Robert Walker plays Bruno, and it is a stunning performance. Sadly Mr Walker died very shortly after the film was completed, but his work here is quite excellent. He is nasty and creepy and manipulative and actually rather scary. Farley Granger as Guy is also very fine; he deals with Anne Morton (Ruth Roman), the woman he is hoping to marry, and her father, Senator Morton (Leo G. Carroll) delicately and his grim situation is entirely plausible. The pas de deux of Guy and Bruno is awkward and the feeling of entrapment surrounding Guy seems inexorable.
I have watched Strangers on a Train a great number of times, and always it satisfies. I have watched I confess a lot too, and North by Northwest and Psycho and Vertigo. It’s a tragic flaw that one often wants to live in the movie one is watching. One would love to have the chance to talk psychoanalysis with Ingrid Bergman, or to encourage Janet Leigh to postpone that shower. Woody Allen has spoken from experience about people whose emotional maturity was retarded because of early acquaintance with the cinema and a wishful longing to have everything work out the way it does there. I’m not deluded by happy endings; Steven Spielberg’s recent West Side Story is a masterpiece and there is no happiness at the end of that. I wrote already about La La Land and the contentious conclusion of that film has been problematic for quite a lot of people. Anyway [SPOILER ALERT] the final scene of ‘Strangers on a Train’ is funny, because someone recognises Guy, as happened at the picture’s outset, and tries to engage him in conversation; experience has shown him the preferability of letting this kind of attention go.
Anyway this Hitchcock rave is in the context of my next plan for a piece of creative work of my own. The music for Strangers on a Train was written by Dimitri Tiomkin, who scored several of Hitchcock’s pictures in the days before Hitchcock had met Bernard Herrmann. I confess and Dial M for Murder are among his scores for Hitchcock. Tiomkin was busy, highly paid, and much awarded, but nowadays if people think of music in the context of Hitchcock they tend to think of Bernard Herrmann because of films like Psycho and North by Northwest. I actually think (and I may have said this before) that there’s a PhD to be written on Herrmann’s thieving from the modernist orchestral canon; time and time again I’m listening to, say, a Sibelius symphony and I think, ‘hey, that’s from [Hitchcock movie score by Bernard Herrmann]!’
Tiomkin’s richly romantic music for Strangers on a Train is simply wonderful, and his motivic economy is a model of discipline and keen imagination. Here’s the theme, transcribed and played by me:
EDIT: I play it in A-flat minor, because that’s where I hear it when I watch the movie.
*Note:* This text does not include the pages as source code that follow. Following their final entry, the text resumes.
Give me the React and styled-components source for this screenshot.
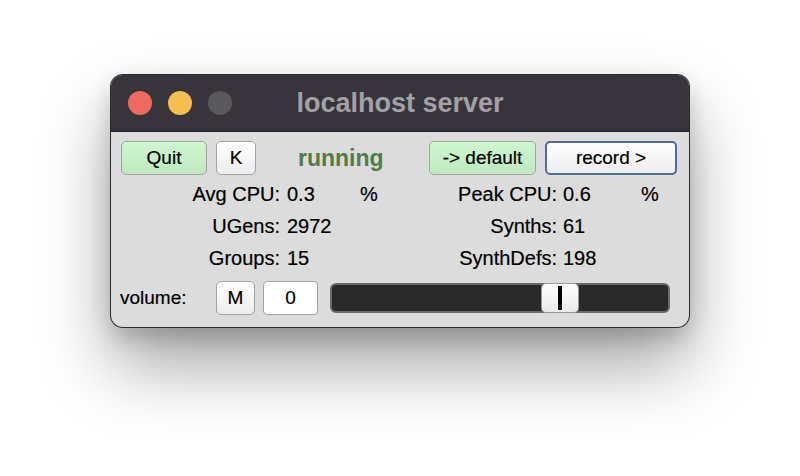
import React from "react";
import styled, { createGlobalStyle } from "styled-components";

const GlobalStyle = createGlobalStyle`
	html, body {
		margin: 0;
		padding: 0;
		background: #ffffff;
	}
	body {
		font-family: "Liberation Sans", Arial, Helvetica, sans-serif;
	}
`;

const Page = styled.div`
	width: 800px;
	height: 476px;
	display: flex;
	justify-content: center;
	align-items: flex-start;
	padding-top: 75px;
	box-sizing: border-box;
	overflow: hidden;
`;

const Window = styled.div`
	width: 578px;
	border-radius: 12px;
	overflow: hidden;
	background: #dcdcdc;
	box-shadow: 0 0 0 1px #2c2b2e, 0 38px 70px rgba(0, 0, 0, 0.36),
		0 10px 22px rgba(0, 0, 0, 0.18);
	display: flex;
	flex-direction: column;
`;

const TitleBar = styled.div`
	height: 57px;
	background: #37353b;
	border-bottom: 1px solid #1f1e21;
	box-sizing: border-box;
	display: grid;
	grid-template-columns: 1fr auto 1fr;
	align-items: center;
	padding: 0 17px;
`;

const Lights = styled.div`
	display: flex;
	gap: 16px;
`;

const Light = styled.span`
	width: 24px;
	height: 24px;
	border-radius: 50%;
	background: ${p => p.color};
`;

const Title = styled.div`
	color: #a3a0a6;
	font-weight: bold;
	font-size: 27px;
`;

const Body = styled.div`
	padding: 9px 12px 12px 9px;
	display: flex;
	flex-direction: column;
	color: #000;
	-webkit-text-stroke: 0.2px #000;
`;

const TopRow = styled.div`
	display: flex;
	align-items: center;
	height: 34px;
`;

const Button = styled.button`
	height: 34px;
	width: ${p => p.w}px;
	box-sizing: border-box;
	border-radius: 5px;
	border: ${p => (p.focus ? "2px solid #4d6e99" : "1.5px solid #a2a2a2")};
	background: ${p =>
		p.green
			? "linear-gradient(#d0f8d0, #bfe8bf)"
			: "linear-gradient(#ffffff, #ececec)"};
	font-family: "Liberation Sans", Arial, sans-serif;
	font-size: 19px;
	color: #000;
	-webkit-text-stroke: 0.2px #000;
	padding: 0;
	margin-left: ${p => p.ml || 0}px;
	display: flex;
	align-items: center;
	justify-content: center;
`;

const Status = styled.span`
	color: #4e7d4c;
	-webkit-text-stroke: 0;
	font-weight: bold;
	font-size: 23px;
	margin-left: 42px;
	margin-right: auto;
`;

const Stats = styled.div`
	margin-top: 3px;
	display: grid;
	grid-template-columns: 160px 80px 40px 157px 84px auto;
	grid-auto-rows: 32px;
	align-items: center;
	font-size: 20px;
`;

const Label = styled.span`
	text-align: right;
	white-space: nowrap;
`;

const Value = styled.span`
	padding-left: ${p => p.pl || 7}px;
`;

const VolumeRow = styled.div`
	margin-top: 7px;
	display: flex;
	align-items: center;
	height: 34px;
`;

const VolumeLabel = styled.span`
	font-size: 19px;
	flex: 0 0 96px;
	box-sizing: border-box;
`;

const NumberBox = styled.div`
	width: 55px;
	height: 34px;
	box-sizing: border-box;
	margin-left: 8px;
	background: #ffffff;
	border: 1.5px solid #a2a2a2;
	border-radius: 4px;
	font-size: 19px;
	display: flex;
	align-items: center;
	justify-content: center;
`;

const Track = styled.div`
	position: relative;
	flex: 1;
	height: 30px;
	margin-left: 12px;
	margin-right: 7px;
	box-sizing: border-box;
	background: #2a2a2a;
	border: 2px solid #6a6a6a;
	border-radius: 6px;
`;

const Knob = styled.div`
	position: absolute;
	top: -2px;
	width: 38px;
	height: 30px;
	box-sizing: border-box;
	border-radius: 5px;
	border: 1px solid #9a9a9a;
	background: linear-gradient(#ffffff, #e9e9e9);
	display: flex;
	align-items: center;
	justify-content: center;

	&::after {
		content: "";
		width: 4px;
		height: 24px;
		background: #000;
	}
`;

const volume = 0.68;

export default function App() {
	return (
		<>
			<GlobalStyle />
			<Page>
				<Window>
					<TitleBar>
						<Lights>
							<Light color="#ee6a5f" />
							<Light color="#f5bf4f" />
							<Light color="#5a585d" />
						</Lights>
						<Title>localhost server</Title>
						<span />
					</TitleBar>
					<Body>
						<TopRow>
							<Button green w={86} ml={1}>
								Quit
							</Button>
							<Button w={40} ml={9}>
								K
							</Button>
							<Status>running</Status>
							<Button green w={107}>
								-&gt; default
							</Button>
							<Button focus w={132} ml={9}>
								record &gt;
							</Button>
						</TopRow>
						<Stats>
							<Label>Avg CPU:</Label>
							<Value>0.3</Value>
							<span>%</span>
							<Label>Peak CPU:</Label>
							<Value pl={6}>0.6</Value>
							<span>%</span>

							<Label>UGens:</Label>
							<Value>2972</Value>
							<span />
							<Label>Synths:</Label>
							<Value pl={6}>61</Value>
							<span />

							<Label>Groups:</Label>
							<Value>15</Value>
							<span />
							<Label>SynthDefs:</Label>
							<Value pl={6}>198</Value>
							<span />
						</Stats>
						<VolumeRow>
							<VolumeLabel>volume:</VolumeLabel>
							<Button w={39}>M</Button>
							<NumberBox>0</NumberBox>
							<Track>
								<Knob style={{ left: `calc(${volume * 100}% - 19px)` }} />
							</Track>
						</VolumeRow>
					</Body>
				</Window>
			</Page>
		</>
	);
}
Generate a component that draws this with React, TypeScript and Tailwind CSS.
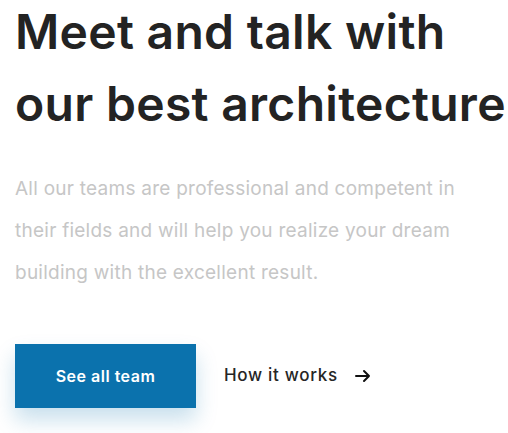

Now I’ve seen the scores, I learn that it was written in G minor. Damn. (When I watched ‘Parting Glances’ a million years ago, the music to the scene where Michael and Nick gatecrash Douglas’s Fire Island getaway and spray him with Dairy Whip I knew was Mahler, but I couldn’t find it despite going to the VCA library and taking down everything Mahler had ever written in the key of E-flat. Turns out the music had been sped up, and it’s in C. [I found it: it’s the last movement of the Symphony no. 7.])
So what I want to do is to develop a piece for the double trio based on Tiomkin’s music for this movie. I want to use some of his music, and some of mine, and to develop music based on what he wrote, and to involve improvisation as well. It should be completely different from with whom you can be who you are, because I want my projects to differ from each other. But I love this band to death and I want to give it something new to do. The scores are in Los Angeles, but the word is that at least some of them have been digitised so I may not have to go there to see them. I’ve never until now had the slightest interest in going anywhere near America, and if I can be spared the journey I’ll happily go without it. But I’m writing about the project here so I can give myself the kick up the bum I need to get started on writing it.
EDIT: My performance above is in A-flat minor, because that’s where I hear it when the movie plays. I find now, looking at Tiomkin’s score, that he wrote it in G minor. Many years ago I was puzzled by a piece in ‘Parting Glances’ that I was certain was Mahler, and it was in E-flat. So I went to the VCA library (yes, it’s that long ago) and took down everything I could find that he’d written in E-flat. No joy. Then somehow it became apparent that I was listening to the finale of the Symphony no. 7, which is said to be in E minor except that the last movement is in C. It had been sped up to match the scene it accompanied. Why do they do these things to us?